START

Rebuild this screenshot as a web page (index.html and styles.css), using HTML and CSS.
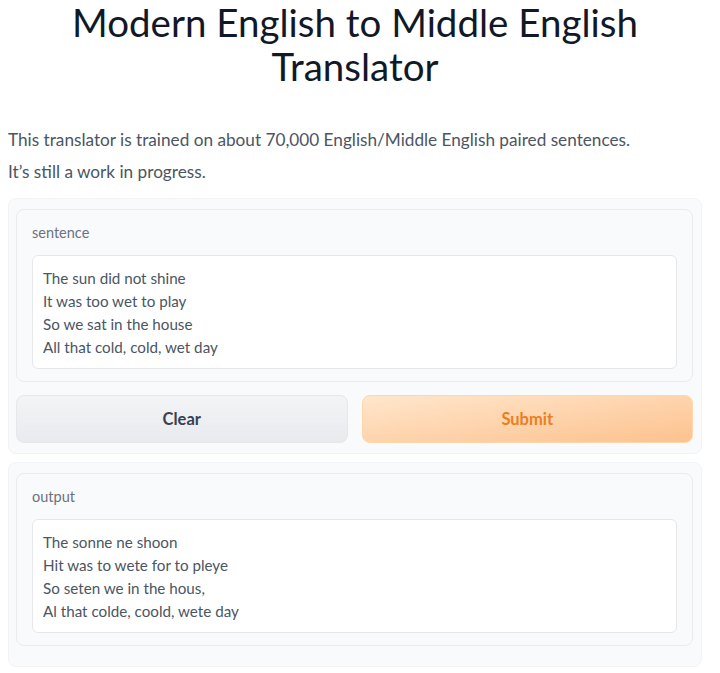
FILE: index.html
```html
<!DOCTYPE html>
<html>
<head>
    <meta charset='utf-8'>
    <title>Middle English Translator</title>
    <link rel="stylesheet" href="styles.css">
</head>
<body>
    <h1 class='title'>Modern English to Middle English Translator</h1>
    <div class='intro'>
        <p>This translator is trained on about 70,000 English/Middle English paired sentences.</p>
        <p>It’s still a work in progress.</p>
    </div>

    <div class='panel'>
        <div class='block'>
            <div class='label'>sentence</div>
            <div class='textbox'>
                <div>The sun did not shine</div>
                <div>It was too wet to play</div>
                <div>So we sat in the house</div>
                <div>All that cold, cold, wet day</div>
            </div>
        </div>
        <div class='buttons'>
            <div class='button clear'>Clear</div>
            <div class='button submit'>Submit</div>
        </div>
    </div>

    <div class='panel output-panel'>
        <div class='block'>
            <div class='label'>output</div>
            <div class='textbox'>
                <div>The sonne ne shoon</div>
                <div>Hit was to wete for to pleye</div>
                <div>So seten we in the hous,</div>
                <div>Al that colde, coold, wete day</div>
            </div>
        </div>
    </div>
</body>
</html>
```

FILE: styles.css
```css
body {
    margin: 0;
    padding: 0 18px 0 8px;
    font-family: Lato, "Noto Sans", sans-serif;
    color: #374151;
    background: #fff;
}
.title {
    margin: 0;
    text-align: center;
    font-size: 38.5px;
    line-height: 44px;
    font-weight: 400;
    color: #111827;
}
.intro {
    margin-top: 36px;
    font-size: 17.2px;
    color: #4b5563;
}
.intro p {
    margin: 0;
    line-height: 32px;
}
.panel {
    margin-top: 10px;
    background: #f9fafb;
    border: 1px solid #f1f3f6;
    border-radius: 8px;
    padding: 10px 8px 10px 7px;
}
.block {
    background: #f9fafb;
    border: 1px solid #e9ebef;
    border-radius: 8px;
    padding: 13px 15px 12px 15px;
}
.label {
    font-size: 14.5px;
    color: #6b7280;
    line-height: 20px;
    margin-bottom: 12px;
}
.textbox {
    background: #fff;
    border: 1px solid #e5e7eb;
    border-radius: 6px;
    padding: 11px 10px 9px 10px;
    font-size: 15.2px;
    line-height: 23px;
    color: #4b5563;
}
.buttons {
    display: grid;
    grid-template-columns: 1fr 1fr;
    gap: 14px;
    margin-top: 13px;
}
.button {
    height: 46px;
    display: flex;
    justify-content: center;
    align-items: center;
    border-radius: 8px;
    font-size: 16.5px;
    font-weight: 700;
}
.clear {
    background: linear-gradient(to bottom, #f3f4f6, #e8eaee);
    border: 1px solid #e5e7eb;
    color: #374151;
}
.submit {
    background: linear-gradient(to bottom right, #ffe6cc, #fdc28e);
    border: 1px solid #fed7aa;
    color: #ea7f1f;
}
.output-panel {
    margin-top: 8px;
    padding-bottom: 20px;
}
```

END

## EXERCISE REQUIREMENTS
Write out the material above again, word for word, minus its pictures.

## COMPLETED TASK
Rebuild this screenshot as a web page (index.html and styles.css), using HTML and CSS.
FILE: index.html
```html
<!DOCTYPE html>
<html>
<head>
    <meta charset='utf-8'>
    <title>Middle English Translator</title>
    <link rel="stylesheet" href="styles.css">
</head>
<body>
    <h1 class='title'>Modern English to Middle English Translator</h1>
    <div class='intro'>
        <p>This translator is trained on about 70,000 English/Middle English paired sentences.</p>
        <p>It’s still a work in progress.</p>
    </div>

    <div class='panel'>
        <div class='block'>
            <div class='label'>sentence</div>
            <div class='textbox'>
                <div>The sun did not shine</div>
                <div>It was too wet to play</div>
                <div>So we sat in the house</div>
                <div>All that cold, cold, wet day</div>
            </div>
        </div>
        <div class='buttons'>
            <div class='button clear'>Clear</div>
            <div class='button submit'>Submit</div>
        </div>
    </div>

    <div class='panel output-panel'>
        <div class='block'>
            <div class='label'>output</div>
            <div class='textbox'>
                <div>The sonne ne shoon</div>
                <div>Hit was to wete for to pleye</div>
                <div>So seten we in the hous,</div>
                <div>Al that colde, coold, wete day</div>
            </div>
        </div>
    </div>
</body>
</html>
```

FILE: styles.css
```css
body {
    margin: 0;
    padding: 0 18px 0 8px;
    font-family: Lato, "Noto Sans", sans-serif;
    color: #374151;
    background: #fff;
}
.title {
    margin: 0;
    text-align: center;
    font-size: 38.5px;
    line-height: 44px;
    font-weight: 400;
    color: #111827;
}
.intro {
    margin-top: 36px;
    font-size: 17.2px;
    color: #4b5563;
}
.intro p {
    margin: 0;
    line-height: 32px;
}
.panel {
    margin-top: 10px;
    background: #f9fafb;
    border: 1px solid #f1f3f6;
    border-radius: 8px;
    padding: 10px 8px 10px 7px;
}
.block {
    background: #f9fafb;
    border: 1px solid #e9ebef;
    border-radius: 8px;
    padding: 13px 15px 12px 15px;
}
.label {
    font-size: 14.5px;
    color: #6b7280;
    line-height: 20px;
    margin-bottom: 12px;
}
.textbox {
    background: #fff;
    border: 1px solid #e5e7eb;
    border-radius: 6px;
    padding: 11px 10px 9px 10px;
    font-size: 15.2px;
    line-height: 23px;
    color: #4b5563;
}
.buttons {
    display: grid;
    grid-template-columns: 1fr 1fr;
    gap: 14px;
    margin-top: 13px;
}
.button {
    height: 46px;
    display: flex;
    justify-content: center;
    align-items: center;
    border-radius: 8px;
    font-size: 16.5px;
    font-weight: 700;
}
.clear {
    background: linear-gradient(to bottom, #f3f4f6, #e8eaee);
    border: 1px solid #e5e7eb;
    color: #374151;
}
.submit {
    background: linear-gradient(to bottom right, #ffe6cc, #fdc28e);
    border: 1px solid #fed7aa;
    color: #ea7f1f;
}
.output-panel {
    margin-top: 8px;
    padding-bottom: 20px;
}
```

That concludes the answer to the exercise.